- Venue: Olympic Stadium
- Dates: August 2, 1928 (heats, quarter-finals) August 3, 1928 (semi-finals, final)
- Competitors: 50 from 20 nations
- Winning time: 47.8

Medalists
- 1st place, gold medalist(s):  / Ray Barbuti / United States
- 2nd place, silver medalist(s):  / Jimmy Ball / Canada
- 3rd place, bronze medalist(s):  / Joachim Büchner / Germany

= Athletics at the 1928 Summer Olympics – Men's 400 metres =

The men's 400 metres was an event at the 1928 Summer Olympics in Amsterdam. Fifty athletes from 20 nations competed. NOCs were limited to 4 competitors each. The event was won by Ray Barbuti of the United States, the first title for the Americans in the event since 1912 and the fifth overall. Jimmy Ball won Canada's first medal in the event, a silver.

==Background==

This was the eighth appearance of the event, which is one of 12 athletics events to have been held at every Summer Olympics.

None of the finalists from 1924 returned. The world record holder, Emerson Spencer, came in fifth at the U.S. Olympic trials and missed the team. Ray Barbuti won the U.S. trials.

Chile and Greece appeared in the event for the first time.
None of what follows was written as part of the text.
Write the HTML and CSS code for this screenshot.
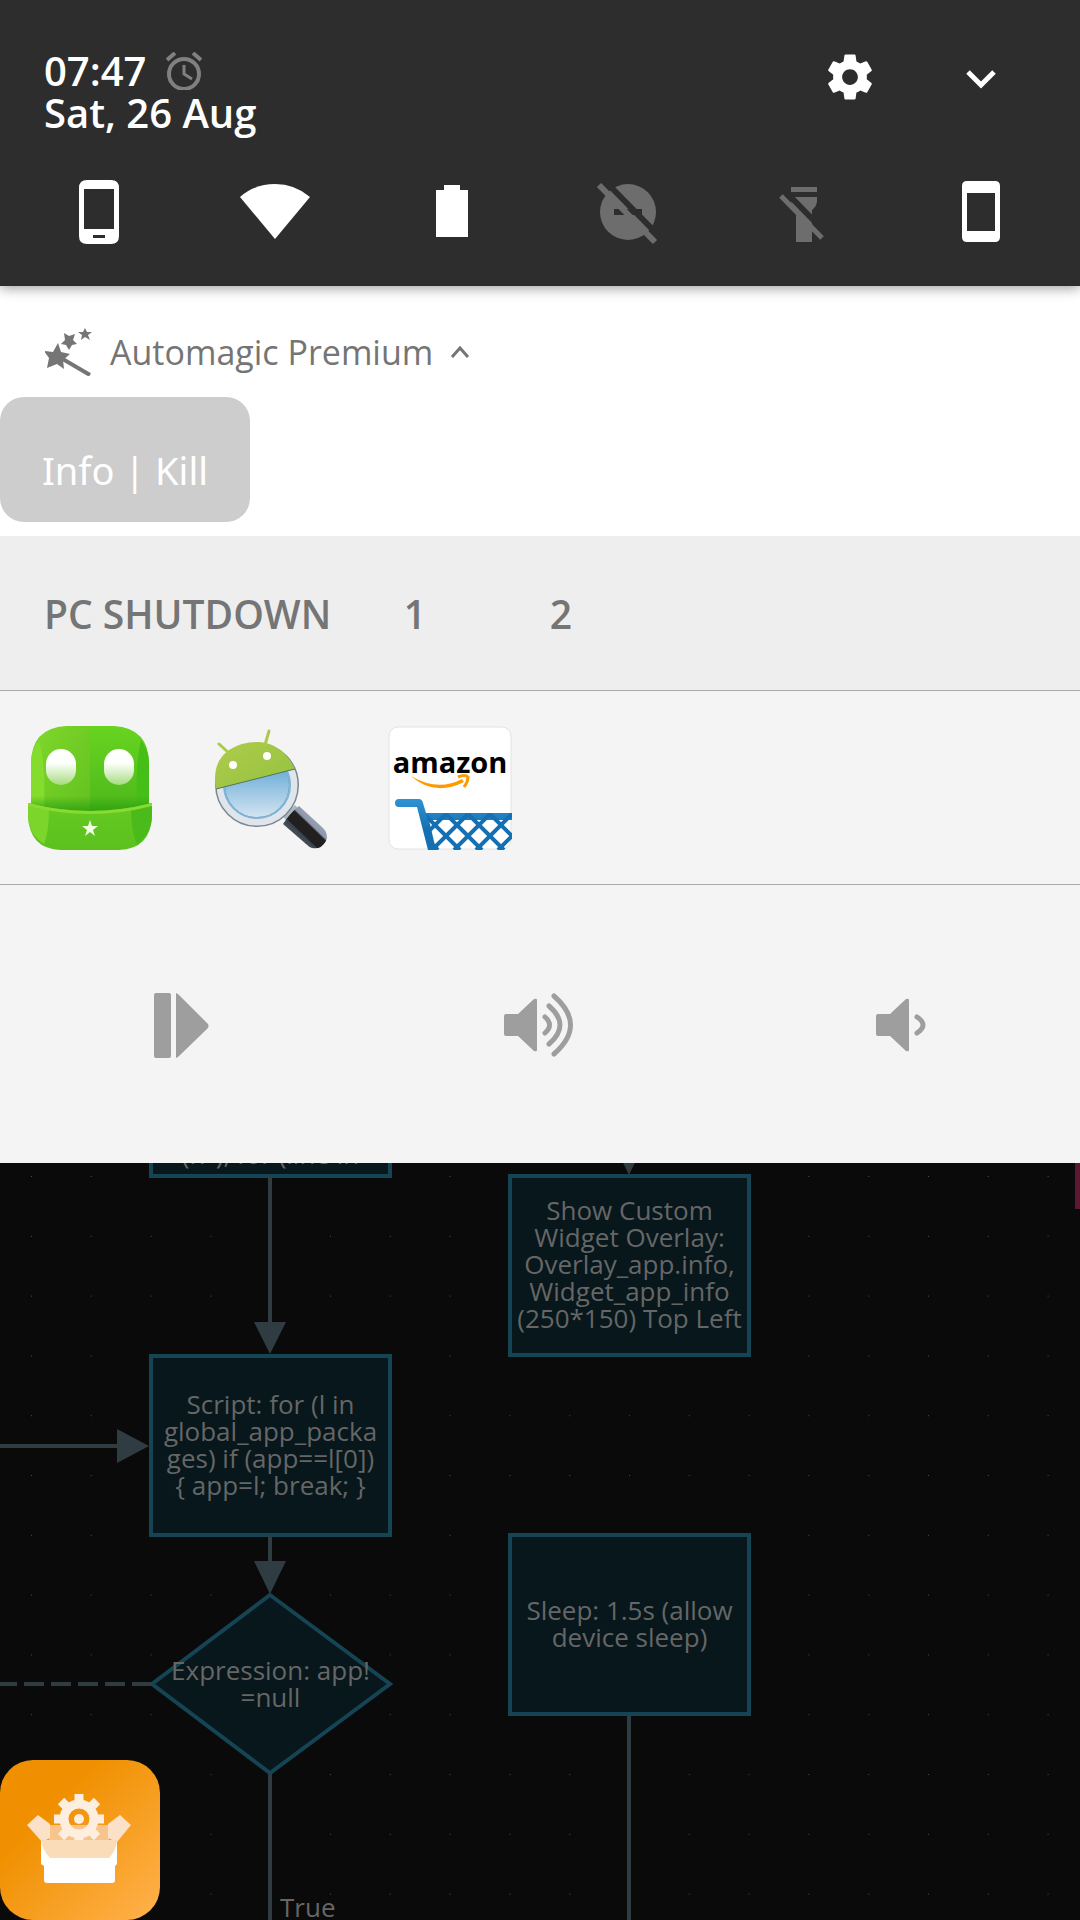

The United States made its eighth appearance in the event, the only nation to compete in it at every Olympic Games to that point.

==Competition format==

The competition retained the basic four-round format from 1920. The first round had 15 heats, ranging from 2 to 5 athletes. The top two runners in each heat advanced to the quarterfinals. There were 6 quarterfinals of 5 runners each; the top two athletes in each quarterfinal heat advanced to the semifinals. The semifinals featured 2 heats of 6 runners each. The top two runners in each semifinal heat advanced, making a six-man final.

==Records==

These were the standing world and Olympic records (in seconds) prior to the 1924 Summer Olympics.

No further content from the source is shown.